2. To show the victim’s past sexual history with accused

3. When constitutionally required

(c) Character of Witness—Evidence of the character of a witness, as provided in Rules 607, 608, 609

(i) Limited to impeachment (character for untruthfulness)

(2) Other Crimes, Wrongs, or Acts—Evidence of other crimes, wrongs, or acts is not admissible to prove the character of a person in order to show action in conformity therewith. It MAY, however, be admissible for purposes, such as proof of motive, opportunity, intent, preparation, plan, knowledge, identity, absence of mistake/accident.

(a) Why? Prejudice; jury may misuse evidence and give too much weight to character evidence, thereby punishing defendant for being “bad person”

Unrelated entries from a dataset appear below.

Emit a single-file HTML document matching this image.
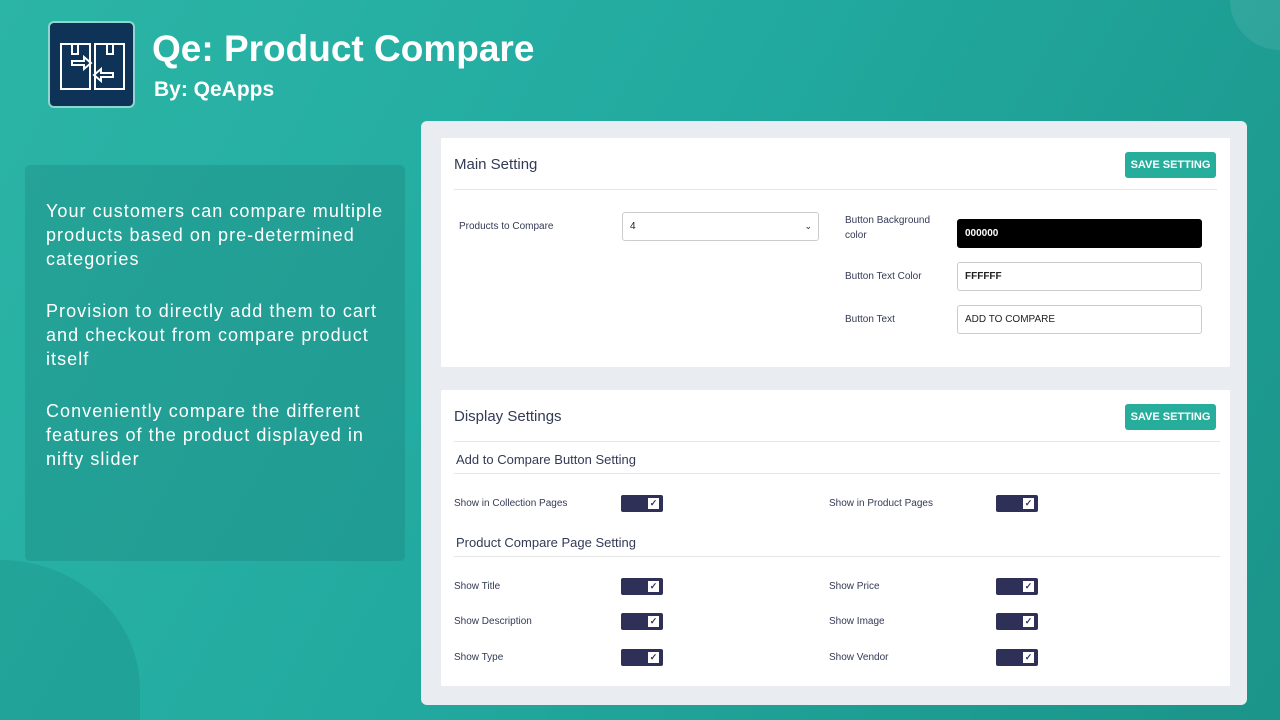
<!DOCTYPE html>
<html><head><style>
*{margin:0;padding:0;box-sizing:border-box}
html,body{width:1280px;height:720px;overflow:hidden}
body{position:relative;font-family:"Liberation Sans",sans-serif;background:linear-gradient(120deg,#2bb5a6 0%,#22aaa0 45%,#1b9489 100%)}
.blob{position:absolute}
.logo{position:absolute;left:48px;top:21px;width:87px;height:87px;background:#0f3357;border:2px solid #8fd6cc;border-radius:6px}
h1{position:absolute;left:152px;top:28px;color:#fff;font-size:37px;font-weight:bold}
.by{position:absolute;left:154px;top:78px;color:#fff;font-size:21px;font-weight:bold}
.left{position:absolute;left:25px;top:165px;width:380px;height:396px;background:rgba(20,90,90,0.18);border-radius:5px;padding:34px 10px 0 21px;color:#fff;font-size:18px;line-height:24px;letter-spacing:1.05px}
.left p{margin-bottom:28px}
.panel{position:absolute;left:421px;top:121px;width:826px;height:584px;background:#e9ecf0;border-radius:6px}
.card{position:absolute;left:20px;width:789px;background:#fff;border-radius:2px}
.ct{position:absolute;left:13px;font-size:15px;color:#333a55}
.btn{position:absolute;right:14px;width:91px;height:26px;background:#26ad9c;color:#fff;font-size:11px;font-weight:bold;text-align:center;line-height:26px;border-radius:3px}
.hr{position:absolute;left:0;right:0;height:1px;background:#e6e6e6}
.lbl{position:absolute;font-size:10px;color:#333a55}
.inp{position:absolute;border:1px solid #ccc;border-radius:3px;font-size:10px;padding-left:7px;color:#222;display:flex;align-items:center}
.sub{position:absolute;left:15px;font-size:13px;color:#333a55}
.tg{position:absolute;width:42px;height:17px;background:#2f3058;border-radius:2px}
.tg::after{content:"✓";position:absolute;right:4px;top:3px;width:11px;height:11px;background:#fff;color:#2f3058;font-size:9px;line-height:11px;text-align:center;font-weight:bold}
</style></head><body>
<div class="blob" style="right:0;top:0;width:50px;height:50px;border-bottom-left-radius:50px;background:rgba(255,255,255,0.08)"></div>
<div class="blob" style="left:0;top:560px;width:140px;height:160px;border-top-right-radius:140px 130px;background:rgba(0,80,80,0.12)"></div>
<div class="logo"><svg width="83" height="83" viewBox="0 0 83 83" fill="none" stroke="#fff" stroke-width="2"><path d="M11 21h29v45H11zM45 21h29v45H45z"/><path d="M22 21v10h6V21M57 21v10h6V21"/><path d="M22 38h12v-4l7 6-7 6v-4H22z"/><path d="M63 50H51v-4l-7 6 7 6v-4h12z"/></svg></div>
<h1>Qe: Product Compare</h1>
<div class="by">By: QeApps</div>
<div class="left"><p>Your customers can compare multiple products based on pre-determined categories</p><p>Provision to directly add them to cart and checkout from compare product itself</p><p>Conveniently compare the different features of the product displayed in nifty slider</p></div>
<div class="panel">
<div class="card" style="top:17px;height:229px">
<div class="ct" style="top:18px">Main Setting</div>
<div class="btn" style="top:14px">SAVE SETTING</div>
<div class="hr" style="top:51px;left:13px;right:13px"></div>
<div class="lbl" style="left:18px;top:83px">Products to Compare</div>
<div class="inp" style="left:181px;top:74px;width:197px;height:29px">4<span style="position:absolute;right:6px;font-size:9px">⌄</span></div>
<div class="lbl" style="left:404px;top:75px;line-height:15px">Button Background<br>color</div>
<div class="inp" style="left:516px;top:81px;width:245px;height:29px;background:#000;color:#fff;border-color:#000;font-weight:bold">000000</div>
<div class="lbl" style="left:404px;top:133px">Button Text Color</div>
<div class="inp" style="left:516px;top:124px;width:245px;height:29px;font-weight:bold">FFFFFF</div>
<div class="lbl" style="left:404px;top:176px">Button Text</div>
<div class="inp" style="left:516px;top:167px;width:245px;height:29px">ADD TO COMPARE</div>
</div>
<div class="card" style="top:269px;height:296px">
<div class="ct" style="top:18px">Display Settings</div>
<div class="btn" style="top:14px">SAVE SETTING</div>
<div class="hr" style="top:51px;left:13px;right:10px"></div>
<div class="sub" style="top:62px">Add to Compare Button Setting</div>
<div class="hr" style="top:83px;left:13px;right:10px"></div>
<div class="lbl" style="left:13px;top:108px">Show in Collection Pages</div><div class="tg" style="left:180px;top:105px"></div>
<div class="lbl" style="left:388px;top:108px">Show in Product Pages</div><div class="tg" style="left:555px;top:105px"></div>
<div class="sub" style="top:145px">Product Compare Page Setting</div>
<div class="hr" style="top:166px;left:13px;right:10px"></div>
<div class="lbl" style="left:13px;top:191px">Show Title</div><div class="tg" style="left:180px;top:188px"></div>
<div class="lbl" style="left:388px;top:191px">Show Price</div><div class="tg" style="left:555px;top:188px"></div>
<div class="lbl" style="left:13px;top:226px">Show Description</div><div class="tg" style="left:180px;top:223px"></div>
<div class="lbl" style="left:388px;top:226px">Show Image</div><div class="tg" style="left:555px;top:223px"></div>
<div class="lbl" style="left:13px;top:262px">Show Type</div><div class="tg" style="left:180px;top:259px"></div>
<div class="lbl" style="left:388px;top:262px">Show Vendor</div><div class="tg" style="left:555px;top:259px"></div>
</div>
</div>
</body></html>
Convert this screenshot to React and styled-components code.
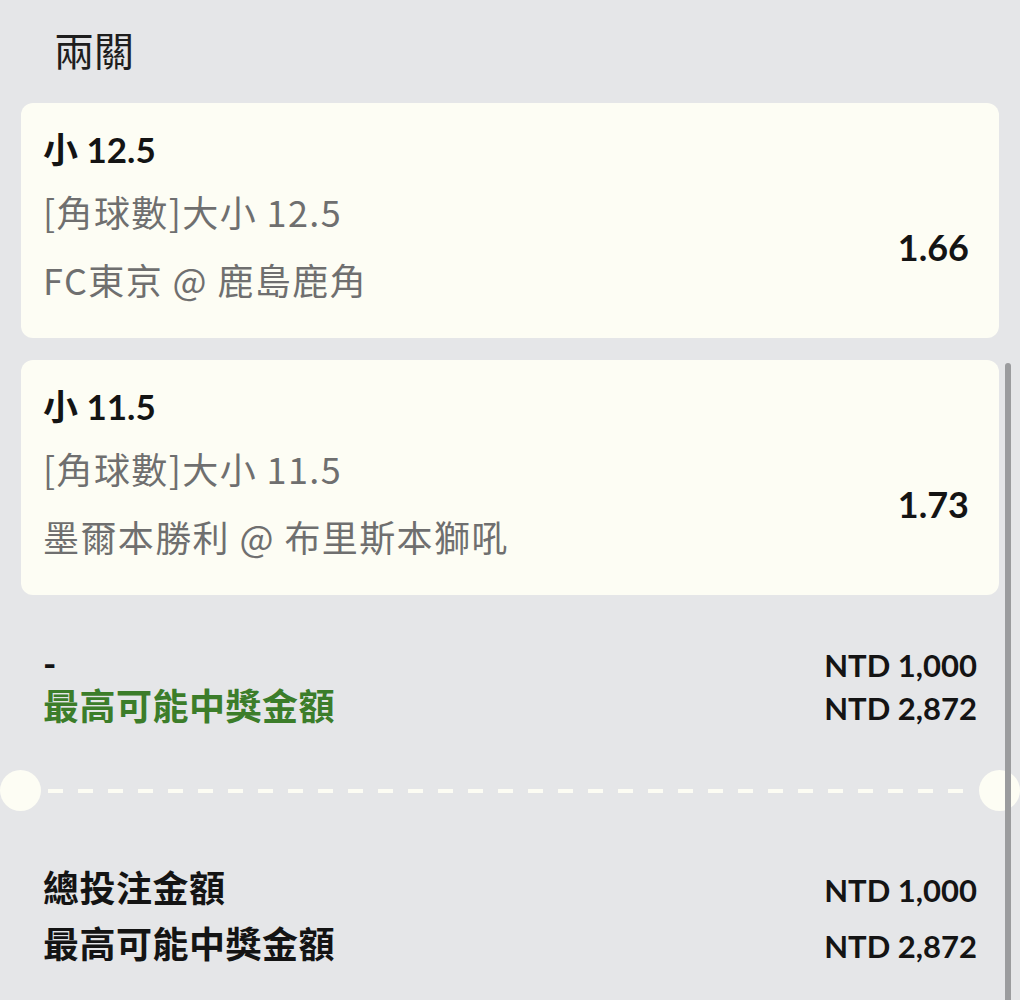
import React from 'react';
import styled, { createGlobalStyle } from 'styled-components';

const GlobalStyle = createGlobalStyle`
  html, body {
    margin: 0;
    padding: 0;
    background: #e5e6e8;
  }
  body {
    font-family: Lato, "Noto Sans CJK TC", sans-serif;
    color: #111;
  }
`;

const colors = {
  page: '#e5e6e8',
  card: '#fdfdf4',
  grey: '#6f6f6f',
  green: '#3c7d2a',
  text: '#141414',
  scroll: '#9b9c9e',
};

const Page = styled.div`
  width: 1020px;
  min-height: 1000px;
  overflow: hidden;
`;

const Header = styled.div`
  padding: 19px 0 24px 54px;
  font-family: "Noto Sans CJK TC", sans-serif;
  font-size: 40px;
  line-height: 60px;
  font-weight: 400;
  color: #1e1e1e;
`;

const Legs = styled.div`
  display: flex;
  flex-direction: column;
  gap: 22px;
  padding: 0 21px;
`;

const Card = styled.div`
  display: flex;
  align-items: center;
  justify-content: space-between;
  background: ${colors.card};
  border-radius: 12px;
  padding: 16px 30px 23px 22px;
`;

const Info = styled.div`
  display: flex;
  flex-direction: column;
`;

const Selection = styled.div`
  font-size: 35px;
  font-weight: 700;
  line-height: 60px;
  color: ${colors.text};
`;

const Detail = styled.div`
  font-family: "Noto Sans CJK TC", sans-serif;
  font-size: 36px;
  letter-spacing: 1.4px;
  line-height: ${(p) => p.$lh}px;
  color: ${colors.grey};
`;

const Odds = styled.div`
  margin-top: 60px;
  font-size: 36px;
  font-weight: 700;
  color: ${colors.text};
`;

const Summary = styled.div`
  display: flex;
  flex-direction: column;
  padding: ${(p) => p.$pad};
`;

const Row = styled.div`
  display: flex;
  justify-content: space-between;
  align-items: baseline;
  line-height: ${(p) => p.$lh}px;
`;

const Label = styled.span`
  font-family: Lato, "Noto Sans CJK TC", sans-serif;
  font-size: 36px;
  font-weight: 700;
  letter-spacing: 0.5px;
  color: ${(p) => (p.$green ? colors.green : colors.text)};
`;

const Amount = styled.span`
  font-size: 31px;
  font-weight: 700;
  color: ${colors.text};
`;

const Divider = styled.div`
  display: flex;
  align-items: center;
  margin: 41px 0 0;
`;

const Notch = styled.div`
  width: 41px;
  height: 41px;
  border-radius: 50%;
  background: ${colors.card};
  flex: none;
`;

const Dashes = styled.div`
  flex: 1;
  height: 4px;
  margin: 0 7px;
  background: repeating-linear-gradient(
    to right,
    ${colors.card} 0 15px,
    transparent 15px 30px
  );
`;

const ScrollThumb = styled.div`
  position: fixed;
  left: 1005px;
  top: 363px;
  width: 6px;
  height: 660px;
  border-radius: 3px;
  background: ${colors.scroll};
`;

const legs = [
  {
    pick: '小 12.5',
    market: '[角球數]大小 12.5',
    match: 'FC東京 @ 鹿島鹿角',
    odds: '1.66',
  },
  {
    pick: '小 11.5',
    market: '[角球數]大小 11.5',
    match: '墨爾本勝利 @ 布里斯本獅吼',
    odds: '1.73',
  },
];

const App = () => {
  return (
    <Page>
      <GlobalStyle />
      <Header>兩關</Header>
      <Legs>
        {legs.map((leg) => (
          <Card key={leg.pick}>
            <Info>
              <Selection>{leg.pick}</Selection>
              <Detail $lh={64}>{leg.market}</Detail>
              <Detail $lh={72}>{leg.match}</Detail>
            </Info>
            <Odds>{leg.odds}</Odds>
          </Card>
        ))}
      </Legs>
      <Summary $pad="48px 43px 0">
        <Row $lh={41}>
          <Label>-</Label>
          <Amount>NTD 1,000</Amount>
        </Row>
        <Row $lh={41}>
          <Label $green>最高可能中獎金額</Label>
          <Amount>NTD 2,872</Amount>
        </Row>
      </Summary>
      <Divider>
        <Notch />
        <Dashes />
        <Notch />
      </Divider>
      <Summary $pad="50px 43px 0">
        <Row $lh={54}>
          <Label>總投注金額</Label>
          <Amount>NTD 1,000</Amount>
        </Row>
        <Row $lh={54}>
          <Label>最高可能中獎金額</Label>
          <Amount>NTD 2,872</Amount>
        </Row>
      </Summary>
      <ScrollThumb />
    </Page>
  );
};

export default App;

(b) “May”=Trial court’s discretion.

(c) Applies to both plaintiff and defendant in criminal and civil cases

(d) Acts could take place before OR after alleged crime

(e) Analysis of 404(b) requires 3 steps:

(i) Rule 401—Identify a consequential “material issue” (other than character) for which the evidence is being offered to prove

(ii) Rule 403—Balance probative value of evidence against risk that the jury will ignore the limiting instruction and make the prohibited character inference (unfair prejudice); and

(iii)Rule 104(b)—Determine whether there is prima facie evidence of accused’s involvement in the other act.

ii) Rule 405: Methods of Proving Character

(1) Reputation or Opinion—In all cases in which evidence of character or a trait of character of a person is admissible, proof may be made by testimony as to reputation or by testimony in the form of an opinion. On cross-examination, inquiry is allowable into relevant specific instances of conduct.

(2) Specific Instances of Conduct: In cases in which character or a trait of character of a person is an essential element of a charge, claim, or defense, proof may also be made of specific instances of that person’s conduct.

iii) Rule 406: Habit; Routine Practice—Evidence of the habit of a person or of the routine practice of an organization, whether corroborated or not and regardless of the presence of eyewitnesses, is relevant to prove that the conduct of the person or organization on a particular occasion was in conformity with the habit or routine practice.